Watershed has toured with bands ranging from the Smithereens to the Insane Clown Posse and remain active to this day.

In 2007, Watershed went on hiatus so that Joe Oestreich could focus on becoming an author. Colin began recording solo material with producer Mike Landolt (Maroon 5) at Mike's Curry House in Columbus, Ohio. The pair decided to bypass the full-length CDs and focused on singles. The first, "Chemotherapy" was released May 9, 2009 and it inserted itself into the national debate on health care as a rallying cry for reform. Two more EPs followed: Superior and Still Love Christmas. He also co-wrote many tracks with Erica Blinn, for her debut Lovers in the Dust which was also produced by Mike Landolt.

"Superior" was Colin's best received single and got heavy airplay in the Columbus, Ohio area along with some minor play along the East Coast. The video features Colin's son Owen playing the character of "Joe".

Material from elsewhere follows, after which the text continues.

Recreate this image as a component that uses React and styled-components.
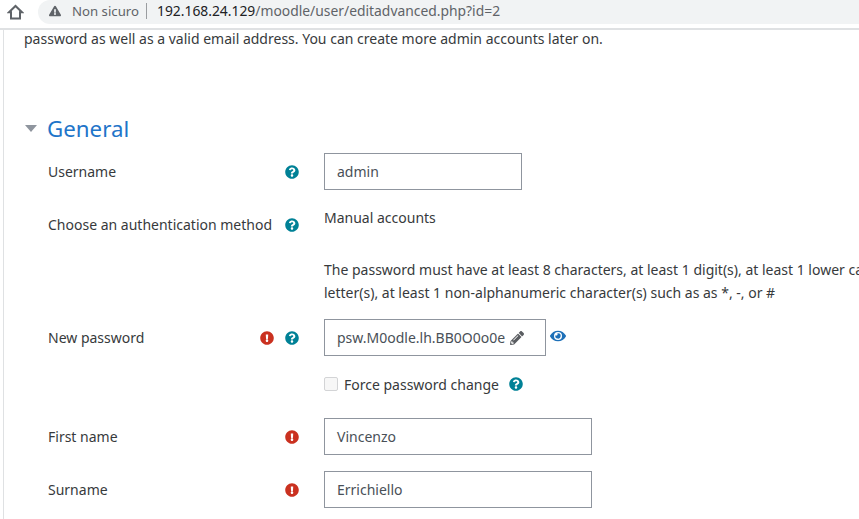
import styled, { createGlobalStyle } from "styled-components"
import { FaExclamationCircle, FaQuestionCircle, FaPencilAlt, FaEye, FaExclamationTriangle } from "react-icons/fa"

const Global = createGlobalStyle`
  html, body {
    margin: 0;
    padding: 0;
    background: #fff;
  }
  body {
    width: 859px;
    height: 519px;
    overflow: hidden;
    font-family: "Noto Sans", "Open Sans", sans-serif;
    font-size: 14px;
    color: #373a3c;
  }
`

const TopBar = styled.div`
  height: 28px;
  display: flex;
  align-items: flex-start;
  background: #fff;
  border-bottom: 2px solid #dfe1e3;
`
const HomeButton = styled.div`
  width: 38px;
  height: 24px;
  display: flex;
  align-items: center;
  padding-left: 7px;
  box-sizing: border-box;
`
const Omnibox = styled.div`
  flex: 1;
  height: 24px;
  display: flex;
  align-items: center;
  padding: 0 0 3px 11px;
  box-sizing: border-box;
  background: #f1f3f4;
  border-radius: 12px 0 0 12px;
  font-size: 13.2px;
  color: #5f6368;
`
const Warn = styled.span`
  display: flex;
  font-size: 12px;
  color: #5f6368;
  margin-right: 11px;
`
const Divider = styled.span`
  width: 1px;
  height: 16px;
  background: #9a9da0;
  margin: 0 10px 0 7px;
`
const Url = styled.span`
  font-size: 13.87px;
`
const Host = styled.span`
  color: #202124;
`

const Page = styled.div`
  margin-left: 3px;
  height: 489px;
  border-left: 1px solid #dfe1e3;
  padding-left: 20px;
  overflow: hidden;
`
const Intro = styled.p`
  margin: 0;
  height: 81px;
  line-height: 18px;
`
const SectionTitle = styled.h3`
  margin: 0 0 8px;
  height: 34px;
  display: flex;
  align-items: center;
  font-size: 22.3px;
  font-weight: 400;
  color: #1f75c9;
`
const Caret = styled.span`
  width: 0;
  height: 0;
  margin: 0 10px 0 1px;
  border-left: 6.5px solid transparent;
  border-right: 6.5px solid transparent;
  border-top: 7px solid #8f959e;
`
const Row = styled.div`
  display: grid;
  grid-template-columns: 24px 276px 1fr;
  align-items: start;
  margin-bottom: ${p => p.$gap || 0}px;
`
const Label = styled.div`
  grid-column: 2;
  display: flex;
  justify-content: space-between;
  align-items: center;
  height: 37px;
  padding-right: 25px;
  white-space: nowrap;
`
const IconGroup = styled.span`
  display: flex;
  align-items: center;
  gap: 11px;
  font-size: 14px;
`
const Help = styled(FaQuestionCircle)`
  color: #008196;
  display: block;
`
const Error = styled(FaExclamationCircle)`
  color: #ca3120;
  display: block;
`
const Field = styled.div`
  grid-column: 3;
`
const FieldRow = styled.div`
  display: flex;
  align-items: flex-start;
`
const Input = styled.div`
  width: ${p => p.$width}px;
  height: 37px;
  box-sizing: border-box;
  border: 1px solid #8f959e;
  padding: 0 12px;
  display: flex;
  align-items: center;
  color: #495057;
  white-space: nowrap;
`
const Pencil = styled(FaPencilAlt)`
  color: #5a5d61;
  font-size: 14px;
  margin-left: 5px;
  flex: none;
`
const Eye = styled(FaEye)`
  color: #1d70b8;
  font-size: 16px;
  margin: 9px 0 0 4px;
`
const Static = styled.div`
  height: 35px;
  line-height: 20px;
  margin-top: 2px;
`
const Note = styled.div`
  width: 600px;
  height: 76px;
  white-space: nowrap;
  line-height: 23px;
  padding-top: 15px;
  box-sizing: border-box;
`
const CheckRow = styled.div`
  display: flex;
  align-items: center;
  height: 28px;
  margin: 14px 0 20px;
`
const Box = styled.span`
  width: 12px;
  height: 12px;
  border: 1px solid #d3d4d6;
  border-radius: 2px;
  background: #f7f7f7;
  margin-right: 6px;
`
const CheckHelp = styled(Help)`
  margin-left: 10px;
  font-size: 14px;
`

const App = () => {
  return (
    <>
      <Global />
      <TopBar>
        <HomeButton>
          <svg width="17" height="16" viewBox="0 0 17 16" fill="none" stroke="#5f6368" strokeWidth="2">
            <path d="M2 8.2 8.5 2 15 8.2H13V14.5H4V8.2Z" />
          </svg>
        </HomeButton>
        <Omnibox>
          <Warn><FaExclamationTriangle /></Warn>
          Non sicuro
          <Divider />
          <Url><Host>192.168.24.129</Host>/moodle/user/editadvanced.php?id=2</Url>
        </Omnibox>
      </TopBar>
      <Page>
        <Intro>password as well as a valid email address. You can create more admin accounts later on.</Intro>
        <SectionTitle>
          <Caret />
          General
        </SectionTitle>
        <Row $gap={16}>
          <Label>Username<IconGroup><Help /></IconGroup></Label>
          <Field><Input $width={198}>admin</Input></Field>
        </Row>
        <Row>
          <Label>Choose an authentication method<IconGroup><Help /></IconGroup></Label>
          <Field><Static>Manual accounts</Static></Field>
        </Row>
        <Note>
          <Row>
            <Field>
              The password must have at least 8 characters, at least 1 digit(s), at least 1 lower case letter(s), at least 1 upper case
              <br />
              letter(s), at least 1 non-alphanumeric character(s) such as as *, -, or #
            </Field>
          </Row>
        </Note>
        <Row>
          <Label>New password<IconGroup><Error /><Help /></IconGroup></Label>
          <Field>
            <FieldRow>
              <Input $width={222}>psw.M0odle.lh.BB0O0o0e<Pencil /></Input>
              <Eye />
            </FieldRow>
            <CheckRow><Box />Force password change<CheckHelp /></CheckRow>
          </Field>
        </Row>
        <Row $gap={16}>
          <Label>First name<IconGroup><Error /></IconGroup></Label>
          <Field><Input $width={268}>Vincenzo</Input></Field>
        </Row>
        <Row>
          <Label>Surname<IconGroup><Error /></IconGroup></Label>
          <Field><Input $width={268}>Errichiello</Input></Field>
        </Row>
      </Page>
    </>
  )
}

export default App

His band, Colin Gawel and the Lonely Bones, performed at the Rock and Roll Hall of Fame for the Bruce Springsteen Fanfest Weekend for their second ever show They also performed at Columbus's ComFest among others and were active throughout the Midwest during this period. Members were Rick Kinsinger (guitar, keys) Herb Schupp (Drums) and Dan Cochran (Bass). They play a show on Dec 23rd every year known as the "Still Love Christmas" show.

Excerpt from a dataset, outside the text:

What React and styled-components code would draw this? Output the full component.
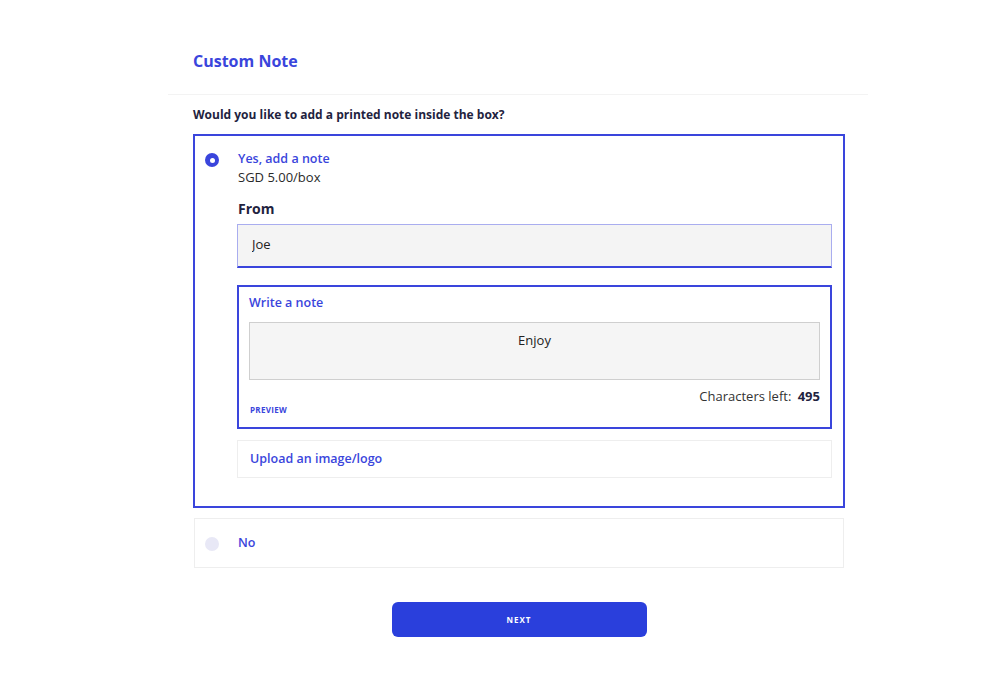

Also in 2007, Colin opened Colin's Coffee in Upper Arlington, Ohio. He is a hands-on owner and can be found there most mornings when he is not traveling for music. In 2018 Colin's Coffee was named Upper Arlington Business of the Year. The store features a large collection of rock 'n' roll books.

Colin was a featured character in Joe Oestreich's critically acclaimed memoir, Hitless Wonder - A life in Minor League Rock n Roll released by Lyons Press in June 2012. The book was featured on National Public Radio's Weekend Edition. It was well received by major news outlets such as The Washington Post The book rekindled a national interest in the music of Colin's band Watershed.

In 2013, Colin founded the website Pencilstorm.com and it replaced Colingawel.com as his primary creative writing outlet and features a rotating cast of roughly 20 writers focusing on pop culture and sports. It is still an active website.

Colin is a noted Cheap Trick super fan who started the band "Why Isn't Cheap Trick in the Rock n Roll Hall of Fame?" in 2012. Watershed has opened for Cheap Trick in the past and remain friendly. The band would perform free sets of all Cheap Trick music to rally fans to support Cheap Trick's bid to be included in the Rock and Roll Hall of Fame.

In 2014, Colin founded The Willie Phoenix Tribute Machine to pay tribute to Columbus legend Willie Phoenix. The band included members of The New Bomb Turks and Howlin' Maggie and released two songs written by Willie Phoenix, produced by Mike Landolt and engineered by Rick Kinsinger. It is being released on a vinyl 45 for RSD 2019. Colin also started Shadowlords - The Willie Phoenix Fanpages on Facebook for a place to share Willie music and photos.

In June 2015, Colin reformed his band The League Bowlers to perform at Comfest in Columbus. The League Bowlers feature Willie Phoenix alumni Jim Johnson (drums) and Mike Parks (guitar) and Four String Brew founder Dan Cochran (Big Back 40) on bass. The band released one critically acclaimed record, Some Balls, in 2004 before breaking up on stage at the Thirsty Ear Tavern in 2008. The League Bowlers' Some Balls Deluxe was released in December 2018. Lead guitarist Mike Parks passed away soon afterward and the original Bowlers line-up disbanded. Mike recorded some of his tracks from the hospice with Rick Kinsinger engineering.

In December 2015 Colin was featured in a story in (614) Magazine previewing the release of his new record Superior - The Best of Colin Gawel. This release is an 18 track compilation of his solo work outside of his music with Watershed, produced by Mike Landolt for Curry House Records. Also mentioned in the article were the success of his side project, "Why Isn't Cheap Trick in the Rock and Roll Hall of Fame?" and his website Pencilstorm.com.

In October 2016, a video for the song, "Dad Can't Help You Now" was released and features Colin's son Owen playing the batter.

In 2019, Colin disbanded The Lonely Bones and a new version The League Bowlers became his primary backing band.

He still owns Colin's Coffee in Upper Arlington, Ohio and plays gigs on occasion.

== Discography ==

Chemotherapy (2009) - Called "exceptionally strong" by the Columbus Other Paper

Superior (2010) - Was released on February 5, 2010,
Still Love Christmas (2010) - Released on December 1, 2010.

Official Bootleg: Live at the Rock and Roll Hall of Fame: Bruce Springsteen Fanfest Weekend 6/13/2009 (2009)

Superior - The Best of Colin Gawel was released on December 28, 2015, on CurryHouse records.

The League Bowlers - Some Balls Deluxe was released December 2018.